→ **Challenge**
It is required that all of the data be written out exactly.

→ **Dataset content**
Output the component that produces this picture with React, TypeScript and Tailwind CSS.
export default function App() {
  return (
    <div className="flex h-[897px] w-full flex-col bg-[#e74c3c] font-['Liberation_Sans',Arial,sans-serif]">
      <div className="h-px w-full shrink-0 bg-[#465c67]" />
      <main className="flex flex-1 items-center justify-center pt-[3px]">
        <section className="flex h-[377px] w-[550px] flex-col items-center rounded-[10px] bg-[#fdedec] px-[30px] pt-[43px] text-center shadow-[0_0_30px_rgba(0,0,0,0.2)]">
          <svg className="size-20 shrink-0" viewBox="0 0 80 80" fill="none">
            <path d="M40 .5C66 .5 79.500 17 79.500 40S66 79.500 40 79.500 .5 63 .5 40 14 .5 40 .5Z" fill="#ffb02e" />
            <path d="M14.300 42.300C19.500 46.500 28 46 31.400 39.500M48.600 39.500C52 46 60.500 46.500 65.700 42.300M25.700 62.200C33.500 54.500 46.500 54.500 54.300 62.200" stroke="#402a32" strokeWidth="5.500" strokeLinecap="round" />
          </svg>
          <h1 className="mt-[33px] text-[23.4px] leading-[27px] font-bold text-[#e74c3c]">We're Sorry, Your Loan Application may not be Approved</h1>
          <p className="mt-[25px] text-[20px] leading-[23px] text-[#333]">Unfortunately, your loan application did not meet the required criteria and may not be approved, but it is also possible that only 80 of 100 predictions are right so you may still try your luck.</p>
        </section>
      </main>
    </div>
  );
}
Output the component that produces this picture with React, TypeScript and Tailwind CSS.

→ **The output**
Output the component that produces this picture with React, TypeScript and Tailwind CSS.
export default function App() {
  return (
    <div className="flex h-[897px] w-full flex-col bg-[#e74c3c] font-['Liberation_Sans',Arial,sans-serif]">
      <div className="h-px w-full shrink-0 bg-[#465c67]" />
      <main className="flex flex-1 items-center justify-center pt-[3px]">
        <section className="flex h-[377px] w-[550px] flex-col items-center rounded-[10px] bg-[#fdedec] px-[30px] pt-[43px] text-center shadow-[0_0_30px_rgba(0,0,0,0.2)]">
          <svg className="size-20 shrink-0" viewBox="0 0 80 80" fill="none">
            <path d="M40 .5C66 .5 79.500 17 79.500 40S66 79.500 40 79.500 .5 63 .5 40 14 .5 40 .5Z" fill="#ffb02e" />
            <path d="M14.300 42.300C19.500 46.500 28 46 31.400 39.500M48.600 39.500C52 46 60.500 46.500 65.700 42.300M25.700 62.200C33.500 54.500 46.500 54.500 54.300 62.200" stroke="#402a32" strokeWidth="5.500" strokeLinecap="round" />
          </svg>
          <h1 className="mt-[33px] text-[23.4px] leading-[27px] font-bold text-[#e74c3c]">We're Sorry, Your Loan Application may not be Approved</h1>
          <p className="mt-[25px] text-[20px] leading-[23px] text-[#333]">Unfortunately, your loan application did not meet the required criteria and may not be approved, but it is also possible that only 80 of 100 predictions are right so you may still try your luck.</p>
        </section>
      </main>
    </div>
  );
}
Output the component that produces this picture with React, TypeScript and Tailwind CSS.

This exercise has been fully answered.